Every SHM chunk is protected by a watchdog: the process holding the chunk sets a bit in the chunk header every 50 ms (the confirmator); the validator (100 ms period) clears that bit and marks the chunk watchdog_invalidated if it was not refreshed.

The race:

t=0 ms   TX writes SHM descriptor to wire, drops its ShmBufInner
         └─ ConfirmedDescriptor drops → watchdog bit stops being set

t=50 ms  confirmator tick — no entry for this chunk → bit NOT refreshed

t=100 ms validator tick — bit not set → watchdog_invalidated = true  ← BUG

t=???    RX thread finally runs, calls read_shmbuf
         └─ is_valid() = false → error → message silently dropped

The window is anything from one scheduler preemption to a full GC pause.

What we tried first — and why it was wrong

The first attempt (0a14a75f) added a transport_ref_count: AtomicU32 field to the SHM chunk header.
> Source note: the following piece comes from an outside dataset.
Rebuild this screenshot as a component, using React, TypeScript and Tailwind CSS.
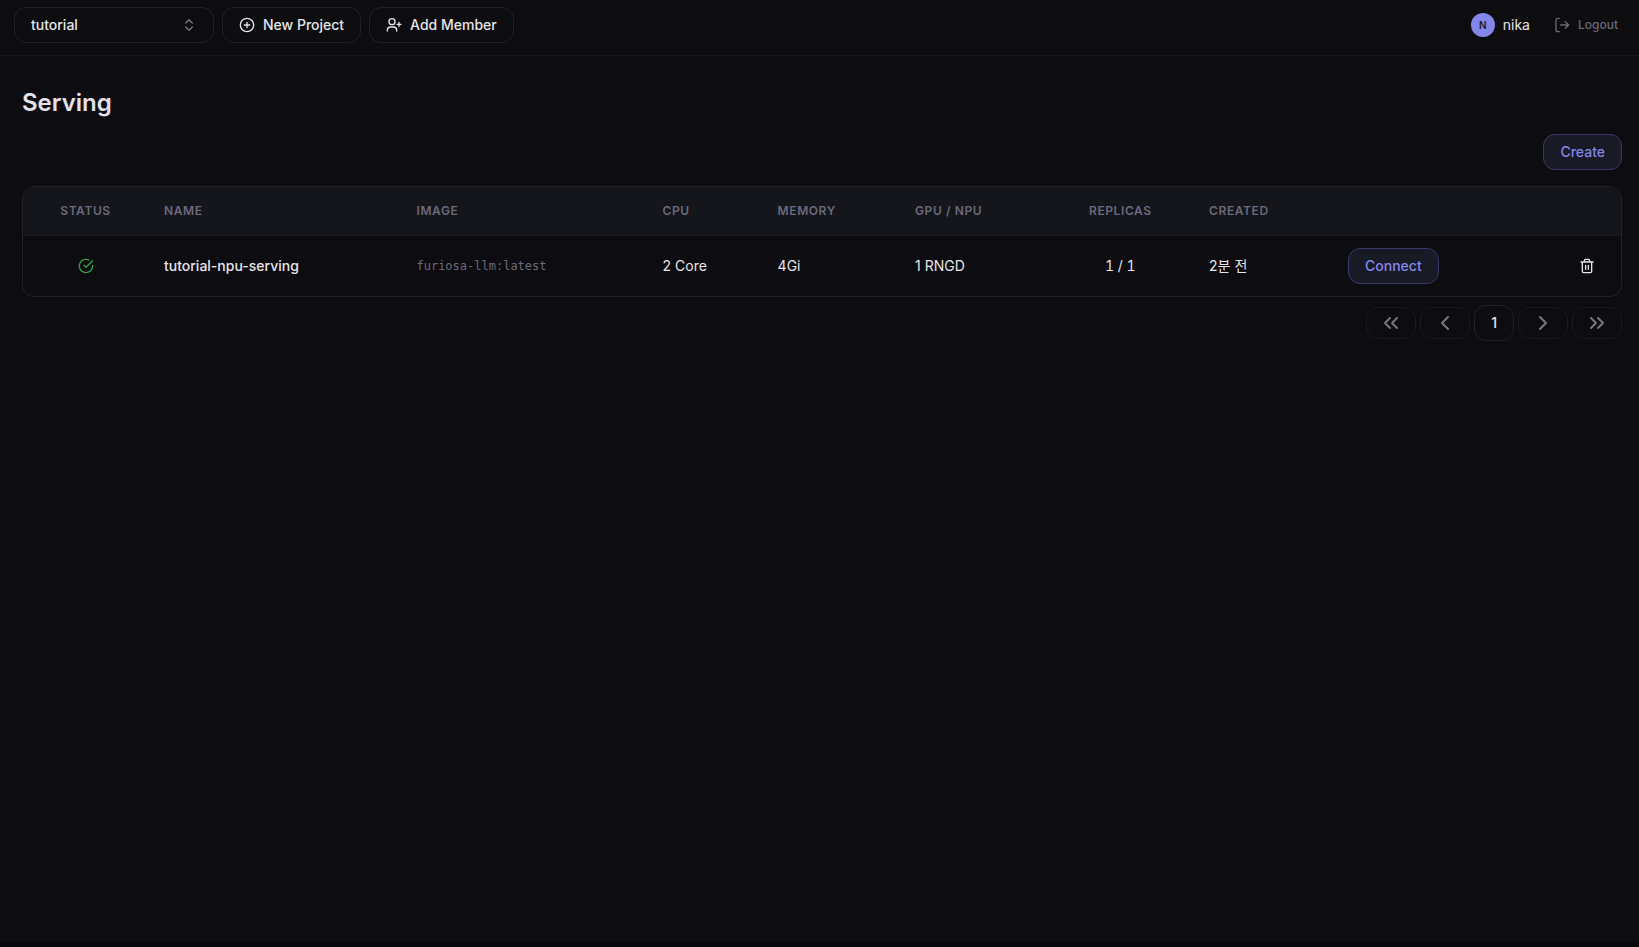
import type { ReactNode } from "react";

type IconProps = { className: string; children: ReactNode };

function Icon({ className, children }: IconProps) {
  return (
    <svg
      viewBox="0 0 24 24"
      fill="none"
      stroke="currentColor"
      strokeWidth="2"
      strokeLinecap="round"
      strokeLinejoin="round"
      aria-hidden="true"
      className={className}
    >
      {children}
    </svg>
  );
}

const outlined =
  "flex h-9 items-center gap-2 rounded-xl border border-[#212129] px-4 text-sm font-medium text-[#e6e6ea]";
const accent =
  "inline-flex h-9 items-center rounded-xl border border-[#38396a] bg-[#181a26] px-4 text-sm font-medium text-[#8586ea]";
const pager =
  "flex h-8 w-[50px] items-center justify-center rounded-xl border border-[#18181d] text-[#77777b]";

function TopBar() {
  return (
    <header className="flex h-14 items-start justify-between border-b border-[#17181b] bg-[#0d0d0f] px-3.5 pt-[7px]">
      <div className="flex gap-2">
        <div className="relative flex items-center">
          <select
            aria-label="Project"
            className="h-9 w-50 appearance-none rounded-xl border border-[#212129] bg-transparent px-4 text-sm font-medium text-[#e6e6ea]"
          >
            <option>tutorial</option>
          </select>
          <Icon className="pointer-events-none absolute right-[17px] size-4 text-[#77777b]">
            <path d="m7 15 5 5 5-5" />
            <path d="m7 9 5-5 5 5" />
          </Icon>
        </div>
        <button type="button" className={outlined}>
          <Icon className="size-4">
            <circle cx="12" cy="12" r="10" />
            <path d="M8 12h8M12 8v8" />
          </Icon>
          New Project
        </button>
        <button type="button" className={outlined}>
          <Icon className="size-4">
            <path d="M2 21v-1a5 5 0 0 1 5-5h4a5 5 0 0 1 5 5v1" />
            <circle cx="9" cy="7" r="4.5" />
            <path d="M19.5 8v6M22.5 11h-6" />
          </Icon>
          Add Member
        </button>
      </div>
      <div className="flex h-9 items-center gap-6 pr-[7px]">
        <div className="flex items-center gap-2">
          <span className="flex size-6 items-center justify-center rounded-full bg-[#8586ea] text-[10px] font-semibold text-[#191a26]">
            N
          </span>
          <span className="text-sm text-[#e6e6ea]">nika</span>
        </div>
        <button type="button" className="flex items-center gap-2 text-xs font-medium text-[#6b697c]">
          <Icon className="size-4">
            <path d="M8 2H6a3 3 0 0 0-3 3v14a3 3 0 0 0 3 3h2M17 17l5-5-5-5M22 12H10" />
          </Icon>
          Logout
        </button>
      </div>
    </header>
  );
}

function ServingTable() {
  return (
    <div className="overflow-hidden rounded-xl border border-[#212129]">
      <table className="w-full table-fixed text-left text-sm text-[#e6e6ea]">
        <colgroup>
          <col className="w-[125px]" />
          <col className="w-[15.8%]" />
          <col className="w-[15.4%]" />
          <col className="w-[7.2%]" />
          <col className="w-[8.6%]" />
          <col className="w-[9.3%]" />
          <col className="w-[9.1%]" />
          <col className="w-[8.7%]" />
          <col />
          <col className="w-[69px]" />
        </colgroup>
        <thead className="bg-[#15161b] text-xs tracking-wider text-[#6b697c] uppercase">
          <tr className="h-12 border-b border-[#1a1a1f]">
            <th className="text-center font-semibold">Status</th>
            <th className="px-4 font-semibold">Name</th>
            <th className="px-4 font-semibold">Image</th>
            <th className="px-4 font-semibold">CPU</th>
            <th className="px-4 font-semibold">Memory</th>
            <th className="px-4 font-semibold">GPU / NPU</th>
            <th className="px-4 text-center font-semibold">Replicas</th>
            <th className="px-4 font-semibold">Created</th>
            <th aria-label="Connection" />
            <th aria-label="Actions" />
          </tr>
        </thead>
        <tbody>
          <tr className="h-[61px]">
            <td>
              <Icon className="mx-auto size-4 text-[#379e48]">
                <path d="M22 11.08V12a10 10 0 1 1-5.93-9.14" />
                <path d="m9 11 3 3L22 4" />
              </Icon>
            </td>
            <td className="px-4 font-medium">tutorial-npu-serving</td>
            <td className="px-4 font-['DejaVu_Sans_Mono',monospace] text-xs text-[#6b697c]">
              furiosa-llm:latest
            </td>
            <td className="px-4">2 Core</td>
            <td className="px-4">4Gi</td>
            <td className="px-4">1 RNGD</td>
            <td className="px-4 text-center tabular-nums">1 / 1</td>
            <td className="px-4">2분 전</td>
            <td className="px-4">
              <button type="button" className={accent}>
                Connect
              </button>
            </td>
            <td>
              <button type="button" aria-label="Delete" className="mx-auto block">
                <Icon className="size-4">
                  <path d="M3 6h18M19 6v14a2 2 0 0 1-2 2H7a2 2 0 0 1-2-2V6M8 6V4a2 2 0 0 1 2-2h4a2 2 0 0 1 2 2v2M10 11v6M14 11v6" />
                </Icon>
              </button>
            </td>
          </tr>
        </tbody>
      </table>
    </div>
  );
}

function Pagination() {
  return (
    <nav aria-label="Pagination" className="mt-2 flex items-center justify-end gap-1">
      <button type="button" aria-label="First page" className={pager}>
        <Icon className="size-6">
          <path d="m11 17-5-5 5-5M18 17l-5-5 5-5" />
        </Icon>
      </button>
      <button type="button" aria-label="Previous page" className={pager}>
        <Icon className="size-6">
          <path d="m15 18-6-6 6-6" />
        </Icon>
      </button>
      <button type="button" aria-current="page" className={outlined}>
        1
      </button>
      <button type="button" aria-label="Next page" className={pager}>
        <Icon className="size-6">
          <path d="m9 18 6-6-6-6" />
        </Icon>
      </button>
      <button type="button" aria-label="Last page" className={pager}>
        <Icon className="size-6">
          <path d="m6 17 5-5-5-5M13 17l5-5-5-5" />
        </Icon>
      </button>
    </nav>
  );
}

export default function App() {
  return (
    <div className="flex min-h-screen flex-col bg-[#0d0c11] font-['Inter','Noto_Sans_CJK_KR',sans-serif]">
      <TopBar />
      <main className="flex-1 pt-[31px] pr-[17px] pl-[22px]">
        <h1 className="text-2xl font-semibold text-[#e3e1ea]">Serving</h1>
        <div className="mt-[15px] mb-4 flex justify-end">
          <button type="button" className={accent}>
            Create
          </button>
        </div>
        <ServingTable />
        <Pagination />
      </main>
      <div className="h-1 bg-[#08070b]" />
    </div>
  );
}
The validator would skip invalidation while the count was above zero.

Fatal flaw: the chunk header lives in a POSIX shared memory segment, which survives process crashes. If the receiver crashes while a message is in flight, transport_ref_count stays above zero forever — the validator never reclaims the chunk, and the slot leaks permanently. This is the same "crashed process prevents reclamation" problem that epoch-based reclamation (EBR) runs into, formally described in Reclaiming Memory for Lock-Free Data Structures (T. Brown, PODC 2015). That approach has been reverted in full.

The key constraint: any state used to protect a chunk must live in the survivor's process heap, not in shared memory.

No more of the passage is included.